Troisièmement, nous devons veiller à ce que notre mouvement soit aussi large que les questions que nous abordons, et aussi diversifié que les sociétés que nous cherchons à influencer. Les droits humains appartiennent à toutes les personnes, et nous devons veiller à ce que la composition de notre mouvement en soit le reflet, en intensifiant nos efforts pour entrer en contact avec les personnes sous-représentées.
Quatrièmement, nous devons renforcer notre position au niveau local, en nous rapprochant des dirigeant·e·s associatifs dans le cadre du combat pour la justice. Cela implique également de renforcer les alliances et les partenariats, et de construire des ponts de solidarité entre les communautés et par-delà les frontières.

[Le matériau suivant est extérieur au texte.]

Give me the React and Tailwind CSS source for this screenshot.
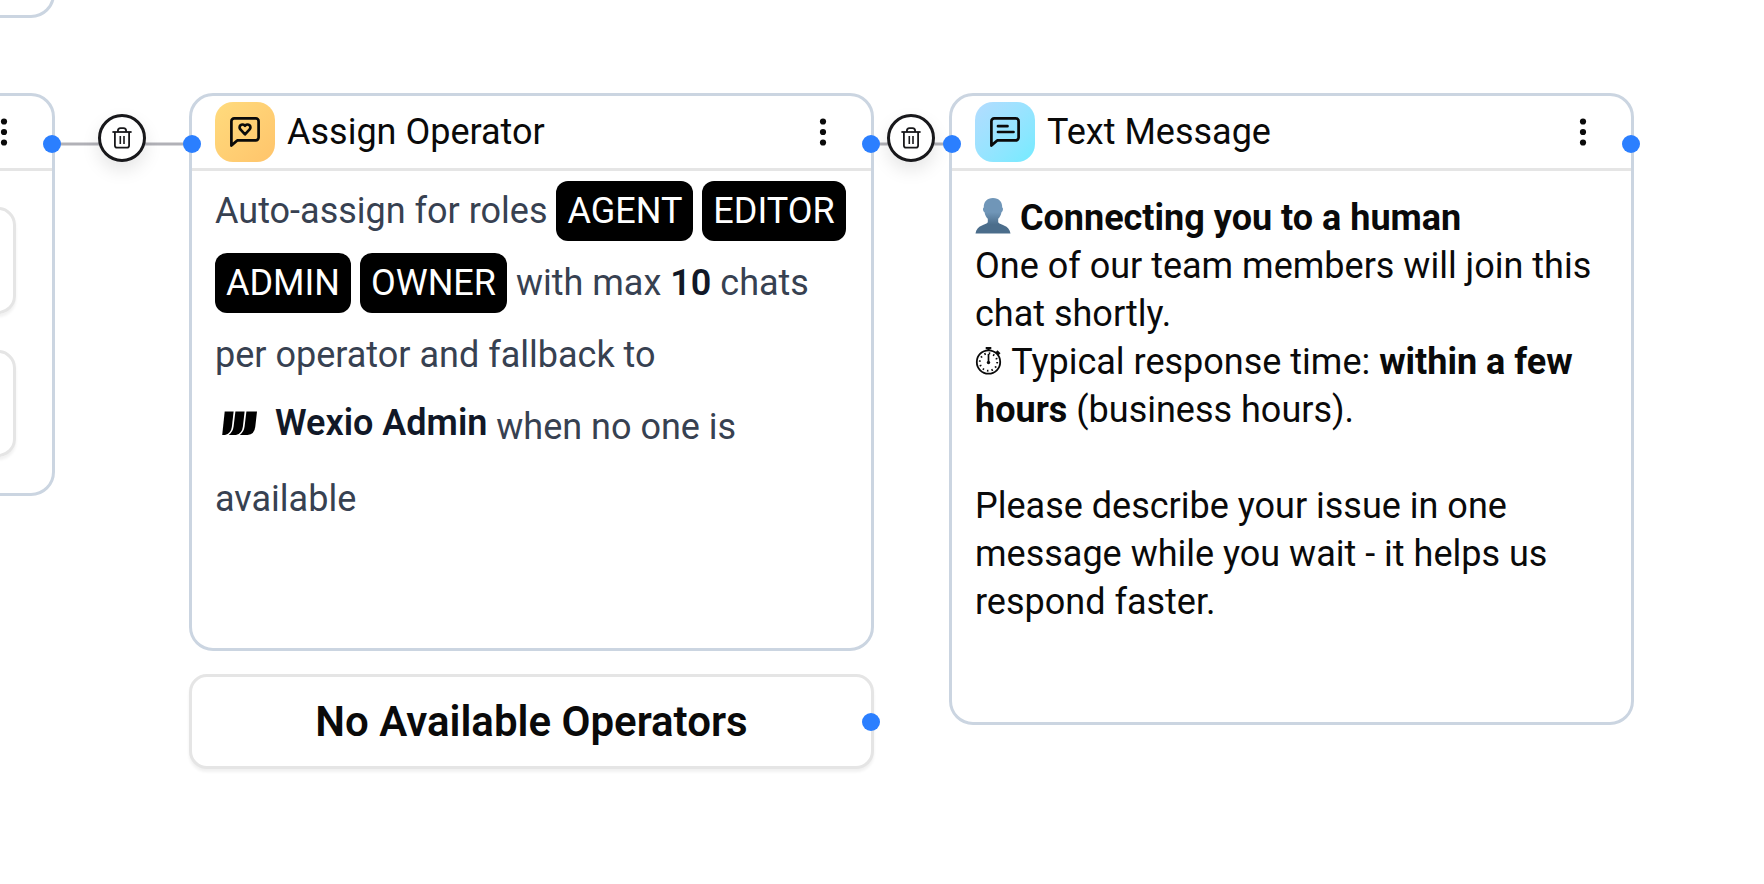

Les politiques de diabolisation sont basées sur le chauvinisme, la négativité et la peur. Les attaques persistantes visant certains groupes de personnes sont la marque d’un manque d’imagination politique, et non un signe de force comme le clament leurs partisans.
Nous avons besoin, en lieu et place de cela, de dirigeant·e·s qui s’attachent à remédier aux problèmes et doléances sous-jacents exploités par les adeptes de la politique de diabolisation. Nous avons besoin de dirigeant·e·s réellement capables de résoudre les problèmes en bâtissant la solidarité et en accordant aux populations les moyens de faire valoir leurs droits.
Nous devons être prêt·e·s à montrer que les droits humains offrent des réponses bien plus réelles et convaincantes que les discours creux basés sur le reproche, la division et la peur.